All of which provides a powerful historic and cultural backdrop to the fine words spoken by Alex Salmond in the Scottish Parliament on Wednesday, on the occasion of his formal re-election as First Minister. As a man formed by the progressive Scottish politics of the 1970s and 1980s, Alex Salmond offered an impeccable post-modern account of Scotland's national identity, expressed with unusual lyricism and power.

"When Donald Dewar addressed this parliament in 1999," he said, "he evoked Scotland's diverse voices: the speak of the Mearns, the shout of the welder above the din of the Clyde shipyard, the battle cries of Bruce and Wallace. Now, these voices of the past are joined in this chamber by the sound of 21st-century Scotland; the lyrical Italian of Marco Biagi, he formal Urdu of Humza Yousaf, the sacred Arabic of Hanzala Malik. We are proud to have those languages spoken here alongside English, Gaelic, Scots and Doric. This land is their land, from the sparkling sands of the islands to the glittering granite of its cities; and it belongs to all who choose to call it home."What Alex Salmond embraced on Wednesday, in other words, is the dynamic and inclusive self-image that all modern nations must adopt, if they are to deal intelligently with the reality of the world in which we live; and as Scotland moves on into a new political era, we have good grounds to hope that the work done since the 1970s on forging an outward-looking modern Scottish identity will put us in a strong position to maintain that enlightened approach to nationhood, in whatever negotiations lie ahead. Alex Salmond is too shrewd a poltician, though, to imagine that that task will necessarily be easy. Inspiring though the images of the Queen's reconciliation visit to Ireland have been, for example, they come as a sharp reminder that Scotland, too, still has a long way to go in healing its internal legacy of damage from the old conflict between Catholic Ireland and Protestant Britain.

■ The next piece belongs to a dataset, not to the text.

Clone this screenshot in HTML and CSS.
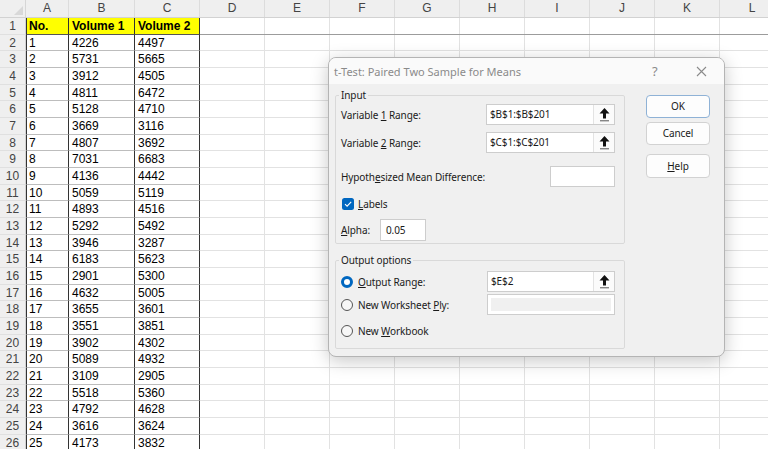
FILE: index.html
```html
<!doctype html>
<html>
<head>
  <link rel="stylesheet" href="styles.css">
</head>
<body>
<div class="sheet">
  <div class="colhead">
    <div class="corner"><span class="corner-tri"></span></div>
    <div class="ch col-a">A</div>
    <div class="ch col-b">B</div>
    <div class="ch col-c">C</div>
    <div class="ch">D</div>
    <div class="ch">E</div>
    <div class="ch">F</div>
    <div class="ch">G</div>
    <div class="ch">H</div>
    <div class="ch">I</div>
    <div class="ch">J</div>
    <div class="ch">K</div>
    <div class="ch">L</div>
  </div>
  <div class="row row-head"><div class="rh">1</div><div class="c col-a">No.</div><div class="c col-b">Volume 1</div><div class="c col-c">Volume 2</div><div class="rest"></div></div>
  <div class="row"><div class="rh">2</div><div class="c col-a">1</div><div class="c col-b">4226</div><div class="c col-c">4497</div><div class="rest"></div></div>
  <div class="row"><div class="rh">3</div><div class="c col-a">2</div><div class="c col-b">5731</div><div class="c col-c">5665</div><div class="rest"></div></div>
  <div class="row"><div class="rh">4</div><div class="c col-a">3</div><div class="c col-b">3912</div><div class="c col-c">4505</div><div class="rest"></div></div>
  <div class="row"><div class="rh">5</div><div class="c col-a">4</div><div class="c col-b">4811</div><div class="c col-c">6472</div><div class="rest"></div></div>
  <div class="row"><div class="rh">6</div><div class="c col-a">5</div><div class="c col-b">5128</div><div class="c col-c">4710</div><div class="rest"></div></div>
  <div class="row"><div class="rh">7</div><div class="c col-a">6</div><div class="c col-b">3669</div><div class="c col-c">3116</div><div class="rest"></div></div>
  <div class="row"><div class="rh">8</div><div class="c col-a">7</div><div class="c col-b">4807</div><div class="c col-c">3692</div><div class="rest"></div></div>
  <div class="row"><div class="rh">9</div><div class="c col-a">8</div><div class="c col-b">7031</div><div class="c col-c">6683</div><div class="rest"></div></div>
  <div class="row"><div class="rh">10</div><div class="c col-a">9</div><div class="c col-b">4136</div><div class="c col-c">4442</div><div class="rest"></div></div>
  <div class="row"><div class="rh">11</div><div class="c col-a">10</div><div class="c col-b">5059</div><div class="c col-c">5119</div><div class="rest"></div></div>
  <div class="row"><div class="rh">12</div><div class="c col-a">11</div><div class="c col-b">4893</div><div class="c col-c">4516</div><div class="rest"></div></div>
  <div class="row"><div class="rh">13</div><div class="c col-a">12</div><div class="c col-b">5292</div><div class="c col-c">5492</div><div class="rest"></div></div>
  <div class="row"><div class="rh">14</div><div class="c col-a">13</div><div class="c col-b">3946</div><div class="c col-c">3287</div><div class="rest"></div></div>
  <div class="row"><div class="rh">15</div><div class="c col-a">14</div><div class="c col-b">6183</div><div class="c col-c">5623</div><div class="rest"></div></div>
  <div class="row"><div class="rh">16</div><div class="c col-a">15</div><div class="c col-b">2901</div><div class="c col-c">5300</div><div class="rest"></div></div>
  <div class="row"><div class="rh">17</div><div class="c col-a">16</div><div class="c col-b">4632</div><div class="c col-c">5005</div><div class="rest"></div></div>
  <div class="row"><div class="rh">18</div><div class="c col-a">17</div><div class="c col-b">3655</div><div class="c col-c">3601</div><div class="rest"></div></div>
  <div class="row"><div class="rh">19</div><div class="c col-a">18</div><div class="c col-b">3551</div><div class="c col-c">3851</div><div class="rest"></div></div>
  <div class="row"><div class="rh">20</div><div class="c col-a">19</div><div class="c col-b">3902</div><div class="c col-c">4302</div><div class="rest"></div></div>
  <div class="row"><div class="rh">21</div><div class="c col-a">20</div><div class="c col-b">5089</div><div class="c col-c">4932</div><div class="rest"></div></div>
  <div class="row"><div class="rh">22</div><div class="c col-a">21</div><div class="c col-b">3109</div><div class="c col-c">2905</div><div class="rest"></div></div>
  <div class="row"><div class="rh">23</div><div class="c col-a">22</div><div class="c col-b">5518</div><div class="c col-c">5360</div><div class="rest"></div></div>
  <div class="row"><div class="rh">24</div><div class="c col-a">23</div><div class="c col-b">4792</div><div class="c col-c">4628</div><div class="rest"></div></div>
  <div class="row"><div class="rh">25</div><div class="c col-a">24</div><div class="c col-b">3616</div><div class="c col-c">3624</div><div class="rest"></div></div>
  <div class="row"><div class="rh">26</div><div class="c col-a">25</div><div class="c col-b">4173</div><div class="c col-c">3832</div><div class="rest"></div></div>
</div>

<div class="dialog">
  <div class="titlebar">
    <span class="title">t-Test: Paired Two Sample for Means</span>
    <span class="help-q">?</span>
    <svg class="close" width="11" height="11" viewBox="0 0 11 11"><path d="M1 1 L10 10 M10 1 L1 10" stroke="#8a8a8a" stroke-width="1.1" fill="none"/></svg>
  </div>
  <div class="dlg-body">
    <div class="groups">
      <fieldset class="group group-input">
        <legend>Input</legend>
        <div class="frow frow-first">
          <span>Variable <u>1</u> Range:</span>
          <div class="range"><span class="range-val">$B$1:$B$201</span><span class="pick"><svg width="11" height="14" viewBox="0 0 11 14"><polygon points="5.5,0 10.5,5.5 7,5.5 7,10.5 4,10.5 4,5.5 0.5,5.5" fill="#111"/><line x1="1" y1="12.8" x2="10" y2="12.8" stroke="#555" stroke-width="1"/></svg></span></div>
        </div>
        <div class="frow">
          <span>Variable <u>2</u> Range:</span>
          <div class="range"><span class="range-val">$C$1:$C$201</span><span class="pick"><svg width="11" height="14" viewBox="0 0 11 14"><polygon points="5.5,0 10.5,5.5 7,5.5 7,10.5 4,10.5 4,5.5 0.5,5.5" fill="#111"/><line x1="1" y1="12.8" x2="10" y2="12.8" stroke="#555" stroke-width="1"/></svg></span></div>
        </div>
        <div class="frow frow-hyp">
          <span>Hypoth<u>e</u>sized Mean Difference:</span>
          <div class="box box-hyp"></div>
        </div>
        <div class="frow frow-check">
          <span class="check"><svg width="12" height="12" viewBox="0 0 12 12"><rect x="0" y="0" width="12" height="12" rx="2.5" fill="#0067c0"/><path d="M3 6.2 L5.1 8.2 L9.2 3.9" stroke="#fff" stroke-width="1.1" fill="none"/></svg></span>
          <span><u>L</u>abels</span>
        </div>
        <div class="frow frow-alpha">
          <span class="alpha-label"><u>A</u>lpha:</span>
          <div class="box box-alpha">0.05</div>
        </div>
      </fieldset>

      <fieldset class="group group-output">
        <legend>Output options</legend>
        <div class="frow frow-first">
          <span class="opt"><span class="radio radio-on"></span><span><u>O</u>utput Range:</span></span>
          <div class="range range-out"><span class="range-val">$E$2</span><span class="pick"><svg width="11" height="14" viewBox="0 0 11 14"><polygon points="5.5,0 10.5,5.5 7,5.5 7,10.5 4,10.5 4,5.5 0.5,5.5" fill="#111"/><line x1="1" y1="12.8" x2="10" y2="12.8" stroke="#555" stroke-width="1"/></svg></span></div>
        </div>
        <div class="frow frow-out2">
          <span class="opt"><span class="radio"></span><span>New Worksheet <u>P</u>ly:</span></span>
          <div class="box box-ply"><span class="ply-inner"></span></div>
        </div>
        <div class="frow frow-out3">
          <span class="opt"><span class="radio"></span><span>New <u>W</u>orkbook</span></span>
        </div>
      </fieldset>
    </div>

    <div class="buttons">
      <div class="btn btn-default">OK</div>
      <div class="btn">Cancel</div>
      <div class="btn btn-help"><u>H</u>elp</div>
    </div>
  </div>
</div>
</body>
</html>
```

FILE: styles.css
```css
body {
  margin: 0;
  width: 768px;
  height: 449px;
  overflow: hidden;
  background: #fff;
  position: relative;
  font-family: "Liberation Sans", Arial, sans-serif;
}

/* sheet */
.sheet {
  display: flex;
  flex-direction: column;
  font-size: 12px;
  color: #000;
}
.colhead {
  display: flex;
  height: 18px;
  box-sizing: border-box;
  background: #efefef;
  border-bottom: 1px solid #d2d2d2;
  color: #444;
}
.corner {
  width: 26px;
  flex: none;
  box-sizing: border-box;
  border-right: 1px solid #d6d6d6;
  position: relative;
}
.corner-tri {
  position: absolute;
  right: 2px;
  bottom: 2px;
  width: 0;
  height: 0;
  border-left: 9px solid transparent;
  border-bottom: 9px solid #d8d8d8;
}
.ch {
  width: 65px;
  flex: none;
  box-sizing: border-box;
  border-right: 1px solid #dcdcdc;
  text-align: center;
  line-height: 17px;
}
.col-a { width: 43px; }
.col-b { width: 66px; }
.col-c { width: 65px; }

.row {
  display: flex;
  height: 16.68px;
  line-height: 16px;
}
.rh {
  width: 26px;
  flex: none;
  box-sizing: border-box;
  background: #efefef;
  border-right: 1px solid #d2d2d2;
  border-bottom: 1px solid #e0e0e0;
  color: #444;
  text-align: center;
}
.c {
  flex: none;
  box-sizing: border-box;
  padding-left: 3px;
  border-right: 1px solid #333;
  border-bottom: 1px solid #bdbdbd;
  white-space: nowrap;
}
.row .col-a { border-left: 1px solid #333; padding-left: 2px; }
.row-head .c {
  background: #ffff00;
  font-weight: bold;
  border-bottom-color: #555;
}
.rest {
  flex: 1;
  border-bottom: 1px solid #e2e2e2;
  background-image: linear-gradient(to right, transparent 64px, #e2e2e2 64px);
  background-size: 65px 100%;
}
.row-head .rest {
  border-bottom: 1px solid #9c9c9c;
}

/* dialog */
.dialog {
  position: absolute;
  left: 328px;
  top: 57px;
  width: 397px;
  height: 300px;
  box-sizing: border-box;
  border: 1px solid #b4b4b4;
  border-radius: 8px;
  background: #f0f0f0;
  box-shadow: 0 4px 18px rgba(0, 0, 0, 0.22);
  overflow: hidden;
  font-family: "Noto Sans", "Open Sans", sans-serif;
  font-size: 10px;
  letter-spacing: -0.1px;
  color: #1a1a1a;
}
.titlebar {
  height: 26px;
  display: flex;
  align-items: center;
  padding-left: 5px;
  background: #fafafa;
  color: #8a8a8a;
  font-size: 11px;
  letter-spacing: 0;
}
.title { flex: 1; }
.help-q {
  font-size: 13px;
  width: 14px;
  margin-right: 30px;
  color: #8a8a8a;
}
.close { margin-right: 17px; }

.dlg-body {
  display: flex;
  padding: 0 14px 0 6px;
}
.groups {
  width: 290px;
  flex: none;
}
.group {
  margin: 4px 0 0;
  padding: 2px 9px 2px 5px;
  border: 1px solid #d9d9d9;
  border-radius: 2px;
  min-width: 0;
}
.group legend {
  padding: 0 2px;
  margin-left: -2px;
  line-height: 14px;
}
.group-output {
  margin-top: 9px;
  padding: 4px 9px 7px 5px;
}

.frow {
  display: flex;
  align-items: center;
  justify-content: space-between;
  height: 21px;
  margin-top: 7px;
}
.frow-first { margin-top: 0; }
.frow-hyp { margin-top: 13px; }
.frow-check {
  justify-content: flex-start;
  margin-top: 6px;
  gap: 4px;
}
.check { display: flex; margin-left: 1px; }
.frow-alpha {
  justify-content: flex-start;
  height: 22px;
  margin-top: 5px;
}
.alpha-label { width: 39px; }

.range {
  display: flex;
  width: 129px;
  height: 21px;
  box-sizing: border-box;
  border: 1px solid #cdcdcd;
  background: #fff;
}
.range-out { width: 128px; }
.range-val {
  flex: 1;
  padding-left: 3px;
  line-height: 19px;
}
.pick {
  width: 21px;
  box-sizing: border-box;
  border-left: 1px solid #e3e3e3;
  background: #fbfbfb;
  display: flex;
  align-items: center;
  justify-content: center;
}
.box {
  box-sizing: border-box;
  border: 1px solid #cdcdcd;
  background: #fff;
  height: 21px;
}
.box-hyp { width: 65px; }
.box-alpha {
  width: 46px;
  height: 22px;
  padding-left: 5px;
  line-height: 20px;
}
.box-ply {
  width: 128px;
  padding: 3px;
}
.ply-inner {
  display: block;
  height: 100%;
  background: #f0f0f0;
}

.opt {
  display: flex;
  align-items: center;
  gap: 5px;
}
.radio {
  width: 12px;
  height: 12px;
  box-sizing: border-box;
  border: 1px solid #555;
  border-radius: 50%;
  background: #f7f7f7;
}
.radio-on {
  border: 3.5px solid #0067c0;
  background: #fff;
}
.frow-out2 { margin-top: 2px; }
.frow-out3 { margin-top: 5px; }

.buttons {
  margin-left: 21px;
  width: 64px;
  flex: none;
  padding-top: 11px;
}
.btn {
  height: 23px;
  box-sizing: border-box;
  border: 1px solid #d2d2d2;
  border-radius: 4px;
  background: #fdfdfd;
  text-align: center;
  line-height: 21px;
  margin-bottom: 4px;
}
.btn-default {
  border-color: #8fb2d6;
}
.btn-help {
  margin-top: 9px;
  height: 24px;
  line-height: 22px;
}
```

Then there is the question of how Scotland's inclusive approach to nationhood will thrive, in a Europe where liberal ideas about national identity are increasingly being replaced by a mean-minded xenophobia that amounts to little more than legitimised racism. Only last week, the nations of the European Union quietly and ominously ditched the main provisions of the Schengen agreement, under which the citizens of 25 European countries have, for the last two decades, been crossing each other's borders passport-free.

And then finally, there is the question of how Scotland's self-image will evolve, if England too finally begins to move towards a new, flexible, and inclusive 21st century sense of itself. The growing prospect of Scottish independence, in some form or other, will force the pace of change in England, provoking responses that will range from the sulky petulance of the Unionist establishment to angry English nationalist resentment, as well as a growing serious recognition, in some quarters, that a renegotiation of the relationship is long overdue.

The coming of a play like Dunsinane, in other words - four long centuries after the mighty Shakespearean drama that inspired it - is just one sign of the re-emergence of a Scotland that is no longer willing to be defined by England, even if Scottish audiences still tend to laugh a shade too obligingly at the English soldiers' stereotyping of the place as rough, incomprehensible and "cold".

Yet in a world where the idea of nationhood itself seems increasingly fragile - threatened both by the scale of the economic forces that limit national sovereignty, and by the increasingly obvious failure of the West to impose western-style national structures in regions from West Africa to Afghanistan - it will be as well if the peoples of these islands can maintain a strong and friendly conversation about our shared future, as we try to navigate through such uncertain territory.For as the First Minister seems to recognise, whatever emerges from the political transition ahead will be something born of the century we live in, and not of an urge to "be the nation again" that we were in 1314.

And it will be inspired by a concept of nationhood we could barely have imagined even two generations ago; far less in 1604, when James and his court began to build the idea of a United Kingdom, or in 1040, when Macbeth won the crown of Scotland, and succeeded, for a long 17 years, in beginning to create something like a single nation, here in this island's northern lands.